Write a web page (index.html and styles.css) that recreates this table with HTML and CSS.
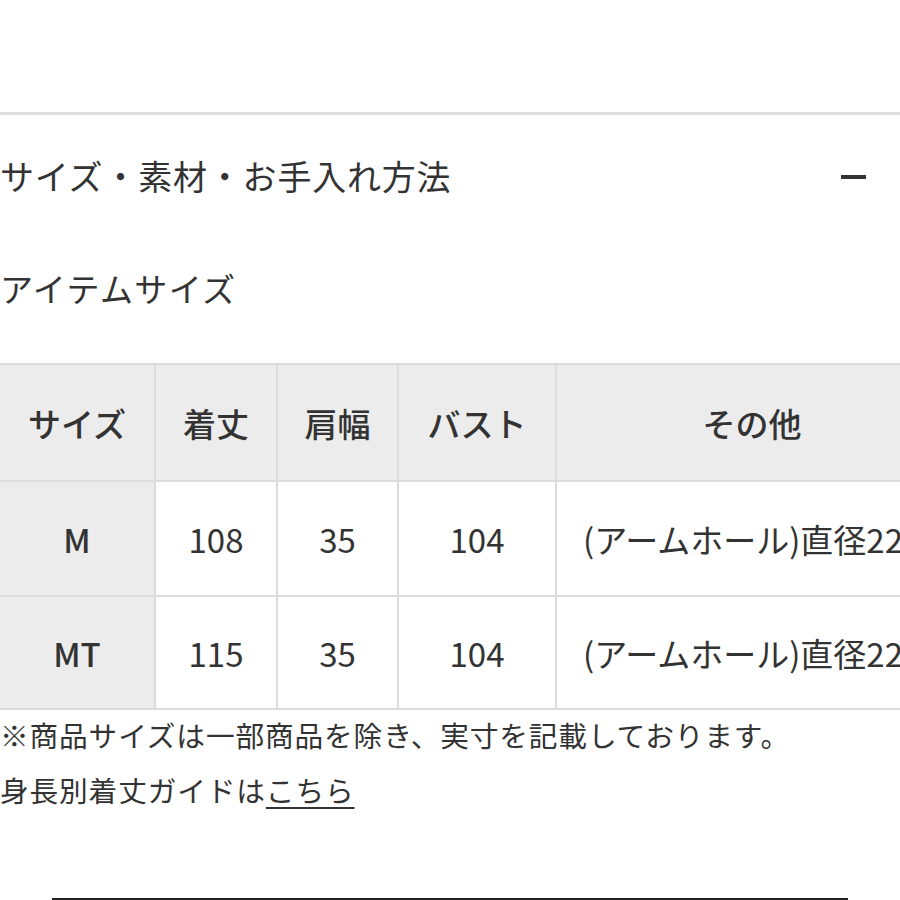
FILE: index.html
```html
<!DOCTYPE html>
<html lang="ja">
<head>
<meta charset="utf-8">
<title>サイズ・素材・お手入れ方法</title>
<link rel="stylesheet" href="styles.css">
</head>
<body>
<div class="page">
  <div class="top-space"></div>
  <section class="accordion">
    <div class="acc-head">
      <h2 class="acc-title">サイズ・素材・お手入れ方法</h2>
      <span class="minus" aria-hidden="true"></span>
    </div>
    <h3 class="item-title">アイテムサイズ</h3>
    <div class="table-wrap">
      <table class="size-table">
        <colgroup>
          <col class="c1"><col class="c2"><col class="c3"><col class="c4"><col class="c5">
        </colgroup>
        <thead>
          <tr class="head-row">
            <th>サイズ</th><th>着丈</th><th>肩幅</th><th>バスト</th><th>その他</th>
          </tr>
        </thead>
        <tbody>
          <tr class="row1">
            <th>M</th><td>108</td><td>35</td><td>104</td><td class="other">(アームホール)直径22cm</td>
          </tr>
          <tr class="row2">
            <th>MT</th><td>115</td><td>35</td><td>104</td><td class="other">(アームホール)直径22cm</td>
          </tr>
        </tbody>
      </table>
    </div>
    <p class="note">※商品サイズは一部商品を除き、実寸を記載しております。</p>
    <p class="note">身長別着丈ガイドは<a class="link" href="#">こちら</a></p>
    <div class="btn-area"><div class="btn"></div></div>
  </section>
</div>
</body>
</html>
```
FILE: styles.css
```css
html, body {
  margin: 0;
  padding: 0;
  background: #ffffff;
}
body {
  font-family: "Noto Sans CJK JP", "Noto Sans", sans-serif;
  color: #333333;
  overflow: hidden;
}
.page {
  width: 900px;
  height: 900px;
  overflow: hidden;
}
.top-space {
  height: 112px;
}
.accordion {
  border-top: 3px solid #dedede;
}
.acc-head {
  height: 120px;
  display: flex;
  align-items: center;
  justify-content: space-between;
  padding-right: 34px;
}
.acc-title {
  margin: 0;
  font-size: 34px;
  font-weight: 400;
  letter-spacing: 0.8px;
  color: #333;
}
.minus {
  width: 25px;
  height: 4px;
  background: #333;
  margin-top: 4px;
}
.item-title {
  margin: 29px 0 0;
  font-size: 33px;
  line-height: 48px;
  font-weight: 400;
  letter-spacing: 1.4px;
  color: #333;
}
.table-wrap {
  margin-top: 51px;
  width: 900px;
  overflow: hidden;
}
.size-table {
  border-collapse: collapse;
  table-layout: fixed;
  width: 948px;
  font-size: 33px;
}
.c1 { width: 155px; }
.c2 { width: 122px; }
.c3 { width: 121px; }
.c4 { width: 158px; }
.c5 { width: 392px; }
.size-table th,
.size-table td {
  border: 2px solid #dcdcdc;
  text-align: center;
  padding: 0;
  color: #333;
  white-space: nowrap;
}
.size-table tr > :first-child {
  border-left: none;
}
.head-row {
  height: 117px;
}
.head-row th {
  background: #ececec;
  font-weight: 500;
}
.row1 { height: 115px; }
.row2 { height: 113px; }
.size-table tbody th {
  background: #ececec;
  font-weight: 500;
}
.size-table tbody td {
  background: #ffffff;
  font-weight: 400;
}
.size-table td.other {
  text-align: left;
  padding-left: 26px;
  overflow: hidden;
}
.note {
  margin: 0;
  font-size: 28.7px;
  line-height: 55px;
  letter-spacing: 0.85px;
  color: #333;
}
.note:first-of-type {
  margin-top: -3px;
}
.link {
  color: #333;
  text-decoration: underline;
  text-underline-offset: 5px;
  text-decoration-thickness: 2px;
}
.btn-area {
  padding: 81px 52px 0;
}
.btn {
  height: 40px;
  border: 3px solid #222;
}
```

####

Problem requirements:
Reproduce the whole listing exactly, but not the images in it.

Answer to the problem:
Write a web page (index.html and styles.css) that recreates this table with HTML and CSS.
FILE: index.html
```html
<!DOCTYPE html>
<html lang="ja">
<head>
<meta charset="utf-8">
<title>サイズ・素材・お手入れ方法</title>
<link rel="stylesheet" href="styles.css">
</head>
<body>
<div class="page">
  <div class="top-space"></div>
  <section class="accordion">
    <div class="acc-head">
      <h2 class="acc-title">サイズ・素材・お手入れ方法</h2>
      <span class="minus" aria-hidden="true"></span>
    </div>
    <h3 class="item-title">アイテムサイズ</h3>
    <div class="table-wrap">
      <table class="size-table">
        <colgroup>
          <col class="c1"><col class="c2"><col class="c3"><col class="c4"><col class="c5">
        </colgroup>
        <thead>
          <tr class="head-row">
            <th>サイズ</th><th>着丈</th><th>肩幅</th><th>バスト</th><th>その他</th>
          </tr>
        </thead>
        <tbody>
          <tr class="row1">
            <th>M</th><td>108</td><td>35</td><td>104</td><td class="other">(アームホール)直径22cm</td>
          </tr>
          <tr class="row2">
            <th>MT</th><td>115</td><td>35</td><td>104</td><td class="other">(アームホール)直径22cm</td>
          </tr>
        </tbody>
      </table>
    </div>
    <p class="note">※商品サイズは一部商品を除き、実寸を記載しております。</p>
    <p class="note">身長別着丈ガイドは<a class="link" href="#">こちら</a></p>
    <div class="btn-area"><div class="btn"></div></div>
  </section>
</div>
</body>
</html>
```
FILE: styles.css
```css
html, body {
  margin: 0;
  padding: 0;
  background: #ffffff;
}
body {
  font-family: "Noto Sans CJK JP", "Noto Sans", sans-serif;
  color: #333333;
  overflow: hidden;
}
.page {
  width: 900px;
  height: 900px;
  overflow: hidden;
}
.top-space {
  height: 112px;
}
.accordion {
  border-top: 3px solid #dedede;
}
.acc-head {
  height: 120px;
  display: flex;
  align-items: center;
  justify-content: space-between;
  padding-right: 34px;
}
.acc-title {
  margin: 0;
  font-size: 34px;
  font-weight: 400;
  letter-spacing: 0.8px;
  color: #333;
}
.minus {
  width: 25px;
  height: 4px;
  background: #333;
  margin-top: 4px;
}
.item-title {
  margin: 29px 0 0;
  font-size: 33px;
  line-height: 48px;
  font-weight: 400;
  letter-spacing: 1.4px;
  color: #333;
}
.table-wrap {
  margin-top: 51px;
  width: 900px;
  overflow: hidden;
}
.size-table {
  border-collapse: collapse;
  table-layout: fixed;
  width: 948px;
  font-size: 33px;
}
.c1 { width: 155px; }
.c2 { width: 122px; }
.c3 { width: 121px; }
.c4 { width: 158px; }
.c5 { width: 392px; }
.size-table th,
.size-table td {
  border: 2px solid #dcdcdc;
  text-align: center;
  padding: 0;
  color: #333;
  white-space: nowrap;
}
.size-table tr > :first-child {
  border-left: none;
}
.head-row {
  height: 117px;
}
.head-row th {
  background: #ececec;
  font-weight: 500;
}
.row1 { height: 115px; }
.row2 { height: 113px; }
.size-table tbody th {
  background: #ececec;
  font-weight: 500;
}
.size-table tbody td {
  background: #ffffff;
  font-weight: 400;
}
.size-table td.other {
  text-align: left;
  padding-left: 26px;
  overflow: hidden;
}
.note {
  margin: 0;
  font-size: 28.7px;
  line-height: 55px;
  letter-spacing: 0.85px;
  color: #333;
}
.note:first-of-type {
  margin-top: -3px;
}
.link {
  color: #333;
  text-decoration: underline;
  text-underline-offset: 5px;
  text-decoration-thickness: 2px;
}
.btn-area {
  padding: 81px 52px 0;
}
.btn {
  height: 40px;
  border: 3px solid #222;
}
```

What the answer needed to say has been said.